We've been looking in the wrong place, says MH370 search team

Authorities have been combing an area roughly the size of Greece for two years

July 21, 2016 10:29 am | Updated November 17, 2021 03:53 am IST - SYDNEY

Flight MH370 disappeared in March 2014 with 239 people on board, en route to Beijing from Kuala Lumpur.

Flight MH370 disappeared in March 2014 with 239 people on board, en route to Beijing from Kuala Lumpur.

Authorities leading the underwater hunt for the missing Malaysia Airlines jet MH370 say they believe the plane may have glided down rather than dived in the final moments, meaning they have been scouring the wrong patch of ocean for two years.

Flight MH370 searchers led by engineering group Fugro have been combing an area roughly the size of Greece for two years.

The search, spread over 120,000 square kilometres of the southern Indian Ocean off Western Australia, is expected to end in three months and could be called off after that following a meeting of Malaysia, China and Australia on Friday.

“If it's not there, it means it's somewhere else,” Fugro project director Paul Kennedy told Reuters.

“If it was manned it could glide for a long way,” Mr. Kennedy said. “You could glide it for further than our search area is, so I believe the logical conclusion will be well maybe that is the other scenario.”

The latest development is expected to fuel calls for all data to be made publicly available so that academics and rival companies can pursue an "open source” solution — a collaborative public answer to the airline industry's greatest mystery.

The glide view is not supported by the investigating agencies: America's Boeing Co, France's Thales SA , U.S. investigator the National Transportation Safety Board, British satellite company Inmarsat PLC, the U.K. Air Accidents Investigation Branch and the Australian Defence Science and Technology Organisation.

But Mr. Kennedy said a skilled pilot could glide the plane approximately 120 miles (193 km) from its cruising altitude after running out of fuel. One pilot told Reuters it would be slightly less than that.

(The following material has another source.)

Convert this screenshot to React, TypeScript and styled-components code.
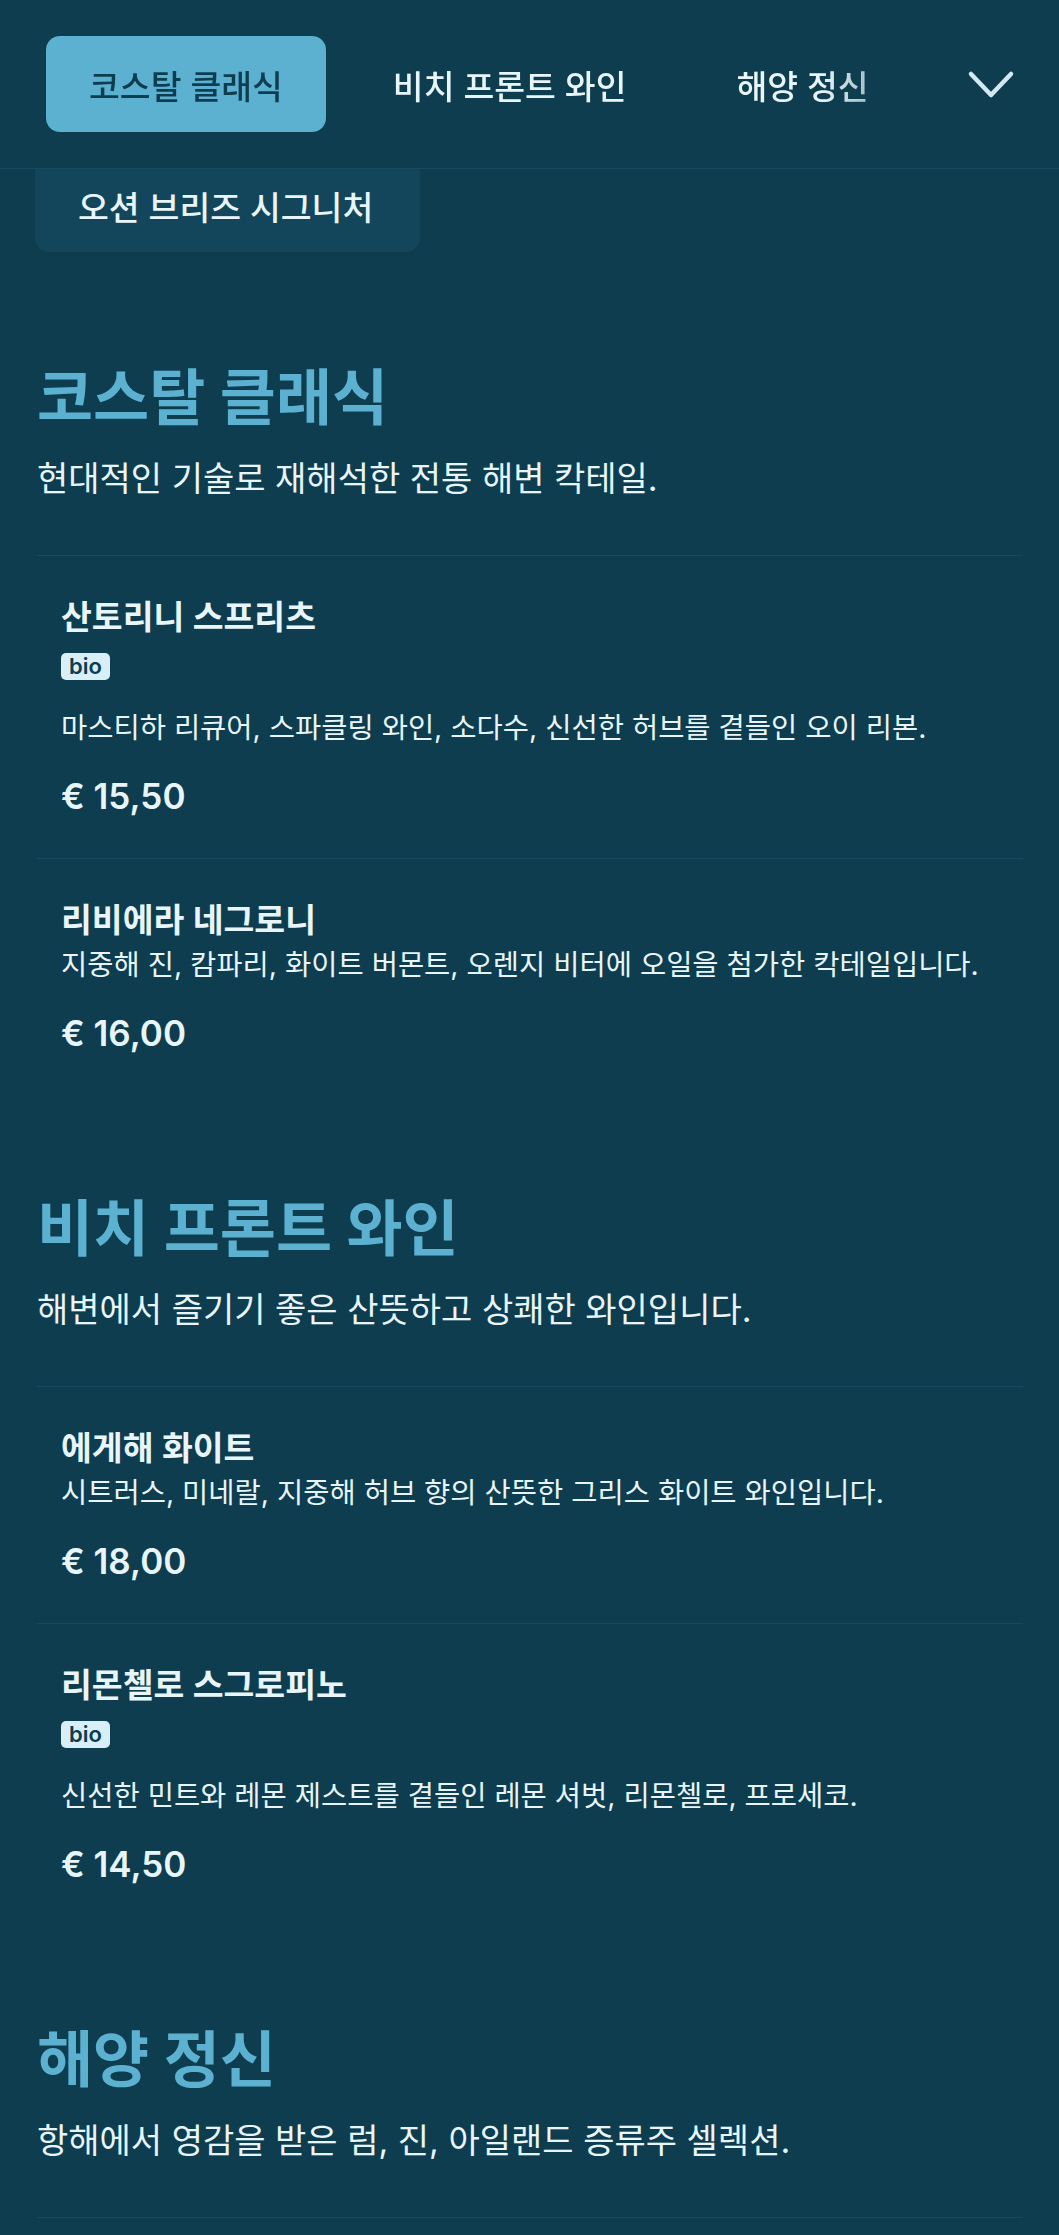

For the aircraft to continue gliding after fuel has run out, someone must manually put the aircraft into a glide - nose down with controlled speed.

“If you lose all power, the auto-pilot kicks out. If there is nobody at the controls, the aircraft will plummet down,” said a captain with experience flying Boeing 777s — the same as MH370. Like all pilots interviewed for this story, he declined to be named given the controversy around the lost jet.